-- Exercise description --
Determine the number of lines containing the word "styles", and state that figure alone.

Dataset items:

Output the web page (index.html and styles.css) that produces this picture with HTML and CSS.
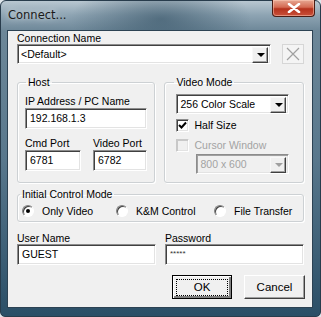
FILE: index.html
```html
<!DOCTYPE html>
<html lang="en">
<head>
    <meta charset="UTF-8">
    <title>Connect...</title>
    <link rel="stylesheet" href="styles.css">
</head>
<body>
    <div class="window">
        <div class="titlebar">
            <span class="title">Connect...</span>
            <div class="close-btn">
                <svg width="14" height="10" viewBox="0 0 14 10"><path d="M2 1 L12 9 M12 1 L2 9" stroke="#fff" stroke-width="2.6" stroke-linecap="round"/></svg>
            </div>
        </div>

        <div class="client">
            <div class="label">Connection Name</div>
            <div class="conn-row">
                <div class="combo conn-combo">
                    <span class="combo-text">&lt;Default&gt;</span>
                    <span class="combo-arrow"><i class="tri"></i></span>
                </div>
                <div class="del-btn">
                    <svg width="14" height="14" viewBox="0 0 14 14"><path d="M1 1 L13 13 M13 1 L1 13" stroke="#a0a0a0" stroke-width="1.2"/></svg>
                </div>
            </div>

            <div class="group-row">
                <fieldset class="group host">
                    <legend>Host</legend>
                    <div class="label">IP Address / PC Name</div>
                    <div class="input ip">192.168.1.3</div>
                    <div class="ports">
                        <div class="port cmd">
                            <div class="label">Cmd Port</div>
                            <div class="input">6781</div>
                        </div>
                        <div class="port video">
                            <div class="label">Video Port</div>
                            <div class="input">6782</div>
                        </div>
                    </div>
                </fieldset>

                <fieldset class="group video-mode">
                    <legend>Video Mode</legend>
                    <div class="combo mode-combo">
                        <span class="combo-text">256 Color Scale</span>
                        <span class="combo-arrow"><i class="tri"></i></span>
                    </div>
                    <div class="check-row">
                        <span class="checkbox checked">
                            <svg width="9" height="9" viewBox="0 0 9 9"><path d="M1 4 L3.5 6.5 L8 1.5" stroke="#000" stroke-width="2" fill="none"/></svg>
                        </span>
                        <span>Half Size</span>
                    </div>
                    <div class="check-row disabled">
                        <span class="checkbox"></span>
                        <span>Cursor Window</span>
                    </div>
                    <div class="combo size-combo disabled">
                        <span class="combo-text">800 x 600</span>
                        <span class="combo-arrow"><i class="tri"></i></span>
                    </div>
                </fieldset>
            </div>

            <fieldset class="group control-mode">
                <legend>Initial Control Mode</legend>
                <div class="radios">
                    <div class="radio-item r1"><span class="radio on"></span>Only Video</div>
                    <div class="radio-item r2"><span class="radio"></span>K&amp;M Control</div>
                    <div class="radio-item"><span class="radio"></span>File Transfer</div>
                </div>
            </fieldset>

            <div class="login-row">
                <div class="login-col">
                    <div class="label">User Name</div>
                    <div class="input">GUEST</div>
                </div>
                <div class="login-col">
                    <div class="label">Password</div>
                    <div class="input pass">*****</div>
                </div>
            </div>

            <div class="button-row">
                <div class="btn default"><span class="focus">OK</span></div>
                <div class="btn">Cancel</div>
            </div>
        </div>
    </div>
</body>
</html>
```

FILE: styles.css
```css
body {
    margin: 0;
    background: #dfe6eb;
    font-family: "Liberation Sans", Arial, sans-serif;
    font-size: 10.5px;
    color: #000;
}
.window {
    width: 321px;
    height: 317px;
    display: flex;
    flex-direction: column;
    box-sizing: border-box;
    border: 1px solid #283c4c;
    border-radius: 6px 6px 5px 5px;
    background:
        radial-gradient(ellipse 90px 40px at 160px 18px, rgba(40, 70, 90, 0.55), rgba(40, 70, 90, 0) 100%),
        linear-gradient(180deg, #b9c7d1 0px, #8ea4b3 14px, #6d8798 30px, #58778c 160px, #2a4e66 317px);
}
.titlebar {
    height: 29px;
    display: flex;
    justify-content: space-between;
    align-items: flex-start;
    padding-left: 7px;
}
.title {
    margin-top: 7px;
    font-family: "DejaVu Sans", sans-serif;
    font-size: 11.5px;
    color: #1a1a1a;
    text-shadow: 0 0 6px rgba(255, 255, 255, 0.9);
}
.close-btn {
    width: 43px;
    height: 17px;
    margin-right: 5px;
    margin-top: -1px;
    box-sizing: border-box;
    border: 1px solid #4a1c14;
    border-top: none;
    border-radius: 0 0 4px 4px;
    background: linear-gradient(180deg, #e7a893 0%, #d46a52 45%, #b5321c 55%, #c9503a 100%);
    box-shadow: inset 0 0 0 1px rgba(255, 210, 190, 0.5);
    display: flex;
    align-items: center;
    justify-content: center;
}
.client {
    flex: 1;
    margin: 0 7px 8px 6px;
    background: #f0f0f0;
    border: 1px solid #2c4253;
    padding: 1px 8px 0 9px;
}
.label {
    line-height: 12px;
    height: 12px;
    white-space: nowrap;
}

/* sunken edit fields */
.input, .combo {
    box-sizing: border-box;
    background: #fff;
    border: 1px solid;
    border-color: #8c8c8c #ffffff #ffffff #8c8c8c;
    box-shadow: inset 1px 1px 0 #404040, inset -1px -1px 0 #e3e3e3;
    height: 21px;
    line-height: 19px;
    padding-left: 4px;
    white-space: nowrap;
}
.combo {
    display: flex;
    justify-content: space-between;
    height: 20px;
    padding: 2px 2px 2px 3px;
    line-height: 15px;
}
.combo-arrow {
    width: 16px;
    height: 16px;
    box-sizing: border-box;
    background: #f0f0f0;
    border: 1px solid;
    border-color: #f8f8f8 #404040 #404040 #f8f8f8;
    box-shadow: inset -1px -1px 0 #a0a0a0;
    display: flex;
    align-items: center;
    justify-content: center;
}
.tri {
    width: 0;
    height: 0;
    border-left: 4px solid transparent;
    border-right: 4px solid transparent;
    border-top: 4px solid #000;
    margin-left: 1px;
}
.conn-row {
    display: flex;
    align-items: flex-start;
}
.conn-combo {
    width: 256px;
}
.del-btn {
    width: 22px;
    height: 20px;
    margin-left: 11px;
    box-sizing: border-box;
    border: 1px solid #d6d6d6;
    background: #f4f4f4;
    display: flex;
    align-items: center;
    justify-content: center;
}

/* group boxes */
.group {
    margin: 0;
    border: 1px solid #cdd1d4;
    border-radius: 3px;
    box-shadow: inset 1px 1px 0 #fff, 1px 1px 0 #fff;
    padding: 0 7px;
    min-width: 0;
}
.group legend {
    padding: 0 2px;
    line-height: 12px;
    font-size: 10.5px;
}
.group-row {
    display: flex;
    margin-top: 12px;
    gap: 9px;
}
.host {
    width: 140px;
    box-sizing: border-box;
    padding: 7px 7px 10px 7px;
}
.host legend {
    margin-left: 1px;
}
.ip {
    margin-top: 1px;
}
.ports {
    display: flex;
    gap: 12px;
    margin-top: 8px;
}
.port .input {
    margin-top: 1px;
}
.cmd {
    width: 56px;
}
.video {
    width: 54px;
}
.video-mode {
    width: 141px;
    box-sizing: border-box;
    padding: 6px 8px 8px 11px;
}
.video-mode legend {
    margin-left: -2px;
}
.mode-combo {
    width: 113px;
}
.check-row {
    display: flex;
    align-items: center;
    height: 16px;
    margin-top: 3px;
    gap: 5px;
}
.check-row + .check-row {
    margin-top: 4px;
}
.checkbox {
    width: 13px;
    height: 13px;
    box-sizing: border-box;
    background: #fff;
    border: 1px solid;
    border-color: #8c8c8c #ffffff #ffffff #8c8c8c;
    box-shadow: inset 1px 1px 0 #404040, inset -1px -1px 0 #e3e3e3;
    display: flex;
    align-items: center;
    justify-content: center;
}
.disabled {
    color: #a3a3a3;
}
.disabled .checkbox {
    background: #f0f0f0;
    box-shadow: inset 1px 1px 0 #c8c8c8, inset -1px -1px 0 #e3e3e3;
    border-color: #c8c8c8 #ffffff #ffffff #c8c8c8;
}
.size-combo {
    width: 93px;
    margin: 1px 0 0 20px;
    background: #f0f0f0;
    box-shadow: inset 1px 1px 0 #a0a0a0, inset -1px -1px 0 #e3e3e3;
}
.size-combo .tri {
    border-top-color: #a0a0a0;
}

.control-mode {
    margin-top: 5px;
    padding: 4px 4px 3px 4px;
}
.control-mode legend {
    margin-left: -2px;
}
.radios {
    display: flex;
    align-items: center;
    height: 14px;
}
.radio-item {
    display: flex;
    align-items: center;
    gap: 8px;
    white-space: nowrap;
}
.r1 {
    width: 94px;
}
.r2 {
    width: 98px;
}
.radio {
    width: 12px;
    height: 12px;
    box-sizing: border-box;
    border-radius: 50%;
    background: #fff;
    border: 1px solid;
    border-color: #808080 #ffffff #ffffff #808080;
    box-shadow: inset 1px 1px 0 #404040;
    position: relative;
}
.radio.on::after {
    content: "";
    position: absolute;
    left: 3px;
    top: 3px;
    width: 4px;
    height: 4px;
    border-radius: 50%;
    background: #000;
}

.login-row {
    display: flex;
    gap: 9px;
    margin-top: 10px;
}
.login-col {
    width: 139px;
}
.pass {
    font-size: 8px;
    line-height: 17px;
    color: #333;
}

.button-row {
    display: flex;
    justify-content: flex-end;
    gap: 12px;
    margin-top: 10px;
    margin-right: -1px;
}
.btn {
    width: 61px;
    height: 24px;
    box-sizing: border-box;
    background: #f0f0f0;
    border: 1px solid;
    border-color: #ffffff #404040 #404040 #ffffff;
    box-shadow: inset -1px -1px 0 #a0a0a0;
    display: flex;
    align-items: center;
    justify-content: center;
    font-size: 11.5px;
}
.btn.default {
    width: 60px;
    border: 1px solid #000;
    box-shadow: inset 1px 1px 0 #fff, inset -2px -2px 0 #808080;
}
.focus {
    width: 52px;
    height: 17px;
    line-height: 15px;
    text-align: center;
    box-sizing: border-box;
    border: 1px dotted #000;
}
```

---

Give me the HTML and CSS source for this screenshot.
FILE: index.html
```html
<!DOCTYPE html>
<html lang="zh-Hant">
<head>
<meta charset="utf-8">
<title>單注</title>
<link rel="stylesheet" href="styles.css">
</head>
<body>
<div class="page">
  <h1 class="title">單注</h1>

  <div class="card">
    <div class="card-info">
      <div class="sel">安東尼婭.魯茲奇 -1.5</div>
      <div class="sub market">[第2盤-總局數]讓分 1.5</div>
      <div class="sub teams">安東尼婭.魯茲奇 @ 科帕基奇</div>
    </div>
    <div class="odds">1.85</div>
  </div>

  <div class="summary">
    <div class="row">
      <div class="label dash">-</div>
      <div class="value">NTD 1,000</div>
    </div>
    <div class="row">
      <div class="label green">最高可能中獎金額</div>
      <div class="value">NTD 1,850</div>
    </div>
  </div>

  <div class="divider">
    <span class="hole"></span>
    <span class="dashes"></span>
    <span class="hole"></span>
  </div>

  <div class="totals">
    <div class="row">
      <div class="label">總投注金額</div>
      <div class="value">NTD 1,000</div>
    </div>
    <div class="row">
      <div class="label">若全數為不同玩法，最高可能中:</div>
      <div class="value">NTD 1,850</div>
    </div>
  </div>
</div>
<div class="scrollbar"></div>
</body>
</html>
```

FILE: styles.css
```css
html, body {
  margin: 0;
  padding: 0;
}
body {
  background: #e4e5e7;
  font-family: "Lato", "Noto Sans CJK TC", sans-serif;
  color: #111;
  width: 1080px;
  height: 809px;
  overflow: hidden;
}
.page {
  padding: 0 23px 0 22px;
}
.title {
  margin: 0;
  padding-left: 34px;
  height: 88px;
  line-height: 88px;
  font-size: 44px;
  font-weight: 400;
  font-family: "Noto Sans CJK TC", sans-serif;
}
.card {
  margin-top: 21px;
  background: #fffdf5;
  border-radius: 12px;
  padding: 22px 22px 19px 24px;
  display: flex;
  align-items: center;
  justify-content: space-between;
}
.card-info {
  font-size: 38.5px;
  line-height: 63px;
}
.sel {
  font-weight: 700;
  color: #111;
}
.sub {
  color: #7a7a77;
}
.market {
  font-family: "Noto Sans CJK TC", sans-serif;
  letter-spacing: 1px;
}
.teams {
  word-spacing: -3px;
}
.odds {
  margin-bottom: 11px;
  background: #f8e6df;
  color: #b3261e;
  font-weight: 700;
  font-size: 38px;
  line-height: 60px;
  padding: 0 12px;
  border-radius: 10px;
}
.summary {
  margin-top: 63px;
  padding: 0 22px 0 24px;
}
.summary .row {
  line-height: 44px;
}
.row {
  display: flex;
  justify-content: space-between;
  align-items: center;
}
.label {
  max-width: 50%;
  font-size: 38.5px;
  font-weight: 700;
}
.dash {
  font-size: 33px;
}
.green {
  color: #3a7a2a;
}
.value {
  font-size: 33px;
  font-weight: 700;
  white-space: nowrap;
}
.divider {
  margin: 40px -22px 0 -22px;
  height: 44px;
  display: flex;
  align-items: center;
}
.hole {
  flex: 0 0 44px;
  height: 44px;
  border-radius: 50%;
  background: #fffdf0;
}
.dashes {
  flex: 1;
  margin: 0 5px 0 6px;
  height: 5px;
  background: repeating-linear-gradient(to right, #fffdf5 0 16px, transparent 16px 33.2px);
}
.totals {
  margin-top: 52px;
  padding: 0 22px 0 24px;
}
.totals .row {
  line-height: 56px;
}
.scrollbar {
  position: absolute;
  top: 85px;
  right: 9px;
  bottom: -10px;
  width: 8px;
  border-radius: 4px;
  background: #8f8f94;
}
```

-- Response below --
5